Diagnose: Emotionale Gründe, die den Hals zuschnüren lassen. Genau wie einem etwas auf den Magen schlägt, die Angst im Nacken sitzt. Es gibt einige Empfindungen, die mit unseren Gedanken und unserem Geist zu tun haben. Als ich also erfahren hatte, dass da rein gar nichts in meinem Hals war, was da nicht hingehört, und ich mich einige Zeit entspannt hatte, war das unangenehme Gefühl auch weg.

Wie wird der Tag in der Firma? Bekomme ich die Präsentation hin? Was, wenn ich beim Wandern abstürze, genau wie die Frau, von der sie gerade in der Zeitung schreiben? Was, wenn ich einen geliebten Menschen verlieren werde, werde ich dann jemals wieder glücklich? Was, wenn der Krieg sich weiter ausbreitet? Viele im Verwandten- und Bekanntenkreis schildern mir genau diese Gedanken. 

Es gibt immer Fragen, die einen beschäftigen, die einem Angst machen und Schmerzen bereiten. Schmerzen, die unnötig wären.
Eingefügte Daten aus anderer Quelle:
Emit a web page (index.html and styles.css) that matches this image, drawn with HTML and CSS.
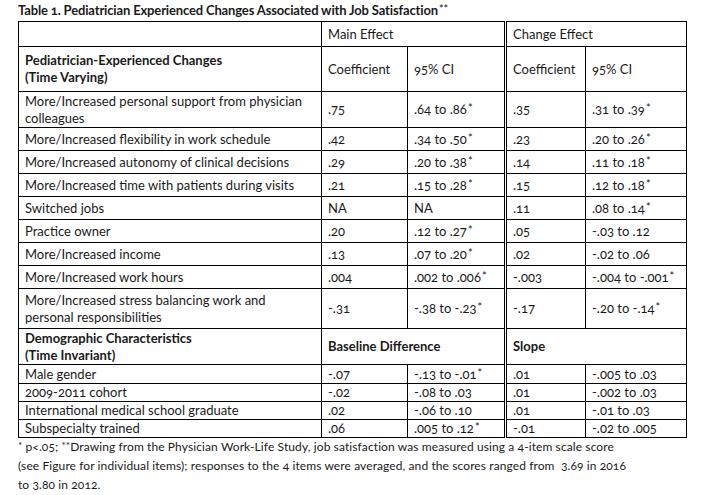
FILE: index.html
```html
<!DOCTYPE html>
<html>
<head>
<meta charset="utf-8">
<link rel="stylesheet" href="styles.css">
</head>
<body>
<div class="page">
  <h1 class="title">Table 1. Pediatrician Experienced Changes Associated with Job Satisfaction<sup class="ast">**</sup></h1>
  <table class="tbl">
    <colgroup>
      <col class="c-label">
      <col class="c-coef">
      <col class="c-ci">
      <col class="c-coef2">
      <col class="c-ci2">
    </colgroup>
    <tr class="r-head">
      <td></td>
      <td colspan="2">Main Effect</td>
      <td colspan="2" class="split">Change Effect</td>
    </tr>
    <tr class="r-sec">
      <td class="b">Pediatrician-Experienced Changes<br>(Time Varying)</td>
      <td>Coefficient</td>
      <td>95% CI</td>
      <td class="split">Coefficient</td>
      <td>95% CI</td>
    </tr>
    <tr class="r-two">
      <td>More/Increased personal support from physician<br>colleagues</td>
      <td>.75</td><td>.64 to .86<sup>*</sup></td>
      <td class="split">.35</td><td>.31 to .39<sup>*</sup></td>
    </tr>
    <tr class="r-one">
      <td>More/Increased flexibility in work schedule</td>
      <td>.42</td><td>.34 to .50<sup>*</sup></td>
      <td class="split">.23</td><td>.20 to .26<sup>*</sup></td>
    </tr>
    <tr class="r-one">
      <td>More/Increased autonomy of clinical decisions</td>
      <td>.29</td><td>.20 to .38<sup>*</sup></td>
      <td class="split">.14</td><td>.11 to .18<sup>*</sup></td>
    </tr>
    <tr class="r-one">
      <td>More/Increased time with patients during visits</td>
      <td>.21</td><td>.15 to .28<sup>*</sup></td>
      <td class="split">.15</td><td>.12 to .18<sup>*</sup></td>
    </tr>
    <tr class="r-one">
      <td>Switched jobs</td>
      <td>NA</td><td>NA</td>
      <td class="split">.11</td><td>.08 to .14<sup>*</sup></td>
    </tr>
    <tr class="r-one">
      <td>Practice owner</td>
      <td>.20</td><td>.12 to .27<sup>*</sup></td>
      <td class="split">.05</td><td>-.03 to .12</td>
    </tr>
    <tr class="r-one">
      <td>More/Increased income</td>
      <td>.13</td><td>.07 to .20<sup>*</sup></td>
      <td class="split">.02</td><td>-.02 to .06</td>
    </tr>
    <tr class="r-one">
      <td>More/Increased work hours</td>
      <td>.004</td><td>.002 to .006<sup>*</sup></td>
      <td class="split">-.003</td><td>-.004 to -.001<sup>*</sup></td>
    </tr>
    <tr class="r-two r-stress">
      <td>More/Increased stress balancing work and<br>personal responsibilities</td>
      <td>-.31</td><td>-.38 to -.23<sup>*</sup></td>
      <td class="split">-.17</td><td>-.20 to -.14<sup>*</sup></td>
    </tr>
    <tr class="r-two">
      <td class="b">Demographic Characteristics<br>(Time Invariant)</td>
      <td colspan="2" class="b">Baseline Difference</td>
      <td colspan="2" class="b split">Slope</td>
    </tr>
    <tr class="r-sm r-male">
      <td>Male gender</td>
      <td>-.07</td><td>-.13 to -.01<sup>*</sup></td>
      <td class="split">.01</td><td>-.005 to .03</td>
    </tr>
    <tr class="r-sm">
      <td>2009-2011 cohort</td>
      <td>-.02</td><td>-.08 to .03</td>
      <td class="split">.01</td><td>-.002 to .03</td>
    </tr>
    <tr class="r-sm">
      <td>International medical school graduate</td>
      <td>.02</td><td>-.06 to .10</td>
      <td class="split">.01</td><td>-.01 to .03</td>
    </tr>
    <tr class="r-sm">
      <td>Subspecialty trained</td>
      <td>.06</td><td>.005 to .12<sup>*</sup></td>
      <td class="split">-.01</td><td>-.02 to .005</td>
    </tr>
  </table>
  <p class="note"><sup>*</sup> p&lt;.05; <sup>**</sup>Drawing from the Physician Work-Life Study, job satisfaction was measured using a 4-item scale score<br>(see Figure for individual items); responses to the 4 items were averaged, and the scores ranged from&nbsp; 3.69 in 2016<br>to 3.80 in 2012.</p>
</div>
</body>
</html>
```

FILE: styles.css
```css
html, body {
  margin: 0;
  padding: 0;
  background: #fff;
}
body {
  font-family: Lato, "Open Sans", sans-serif;
  font-variant-numeric: oldstyle-nums;
  color: #1a1a1a;
  font-size: 13px;
}
.page {
  padding: 3px 0 0 18px;
  width: 668px;
}
.title {
  font-size: 13px;
  font-weight: 700;
  margin: 0 0 3px 0;
  line-height: 15px;
  letter-spacing: -0.15px;
}
sup {
  font-size: 11px;
  font-weight: 400;
  vertical-align: baseline;
  position: relative;
  top: -2px;
  line-height: 0;
  margin-left: 1px;
}
.tbl {
  border-collapse: collapse;
  width: 668px;
  table-layout: fixed;
}
.c-label { width: 303px; }
.c-coef { width: 86px; }
.c-ci { width: 98px; }
.c-coef2 { width: 80px; }
.c-ci2 { width: 101px; }
.tbl td {
  border: 1px solid #000;
  padding: 0 6px;
  line-height: 17px;
  vertical-align: middle;
  white-space: nowrap;
}
.tbl td.split {
  border-left: 3px double #000;
}
.tbl td.b {
  font-weight: 700;
}
.r-head td { height: 24px; }
.r-sec td { height: 44px; }
.r-two td { height: 35px; }
.r-stress td { height: 39px; }
.r-one td { height: 22px; }
.r-sm td { height: 17px; }
.r-male td { height: 18px; }
.note {
  margin: -1px 0 0 0;
  line-height: 19px;
  font-size: 12px;
  white-space: nowrap;
  letter-spacing: 0.1px;
}
.note sup {
  margin-left: 0;
  font-size: 10px;
}
```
Phantomschmerzen. 

Statt einfach den Tag zu genießen, verderben uns immer wieder negative Gedanken. 

Besonders die Sorge, geliebten Menschen könnte etwas zustoßen, aufgrund des Alters oder einfach so, bereiten vielen immer wieder mal Bauchschmerzen. 

Statt den Tag und das Leben zu genießen und nicht mit diesen Gedanken zu verschwenden, beschäftigen diese uns immer mal wieder. 

Daher habe ich mir einen Motivations-Spruch überlegt, der das verhindern soll.

Genieße die kostbare Flasche dankbar und bewusst und mach Dir keine Gedanken über deren Verlust, bis der letzte Tropfen das Glas verlassen hat.